After it was announced that the Tokyo Olympics would remain on schedule for July 24 to August 9, madness ensued for athletes who had yet to qualify for the Games, reports Gol.hr.
Many qualifying tournaments have been canceled, and the situation is even worse because they have been banned from practicing at their fields, pools, and gyms.
There is no doubt that swimmers are particularly affected by these bans.
“We have the most problems with training, since all facilities are closed,” said Croatia swim team coach Lovrenco Franicevic.
For now, the games have been secured by the Split stars Franko Grgić and Marin Mogić. But many Croatian athletes are in trouble.
“With this Decision I can’t train, but there can be a solution.
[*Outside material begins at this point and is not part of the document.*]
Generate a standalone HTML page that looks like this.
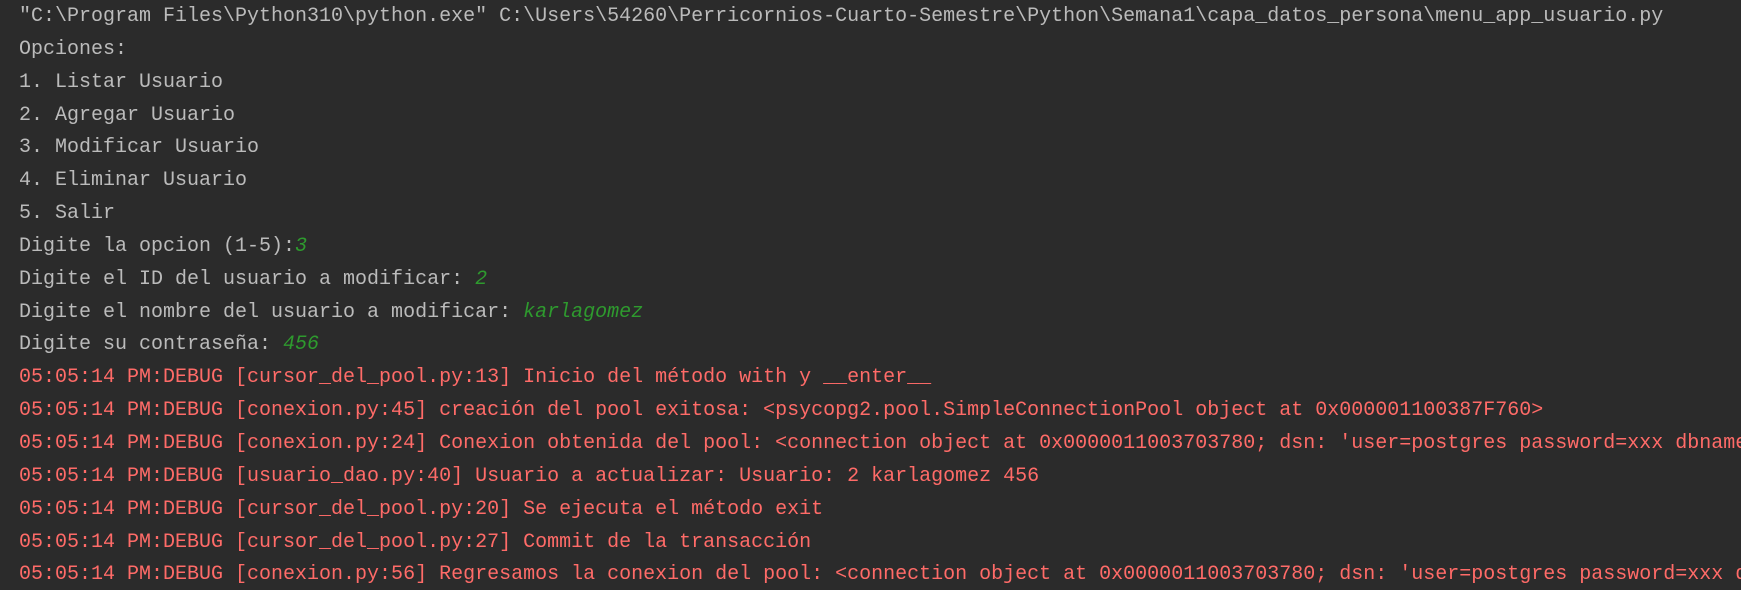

It is not many of us that need to be able to train, only around a hundred people,” said President of the Croatian Athletic Association Ivan Vestic.
On the other hand, instructions were issued to close sports fields, sports halls, and gyms. Croatian athletics have four representatives so far, and several that are very close to qualifying.
The Croatian Karate Federation celebrates 50 years. Ivan Kvesic sent them the best congratulations by qualifying for the Olympic Games. Karate will make its debut at the Summer Olympics in 2020, which resulted in earlier qualifications.
Concerning basketball, Croatia is hunting for a spot at the Games, which they’ll need to win at a qualifying tournament to be held in Split at the end of June.
“I don’t know, I think it’s going to be difficult to play in that qualifying term because we don’t know what the NBA is going to say. Because if the NBA league is going to play the full format after the break, then we’re going to be without NBA players,” said the Croatian Basketball Federation president Stojko Vranković.
The Croatia basketball team will only go to the Games if they win this tournament, which the government has allocated over 20 million kuna for so far.
“The money that the Croatian government paid, if the tournament does not take place, we have to get back. So that we are not in a situation where the tournament is canceled on May 15 or June 1 and we have already paid 80, 90 percent of the funds,” concludes Vranković.
The following days are uncertain for Croatian Olympians and those who dream of becoming one. Given the current circumstances, we can hardly expect much.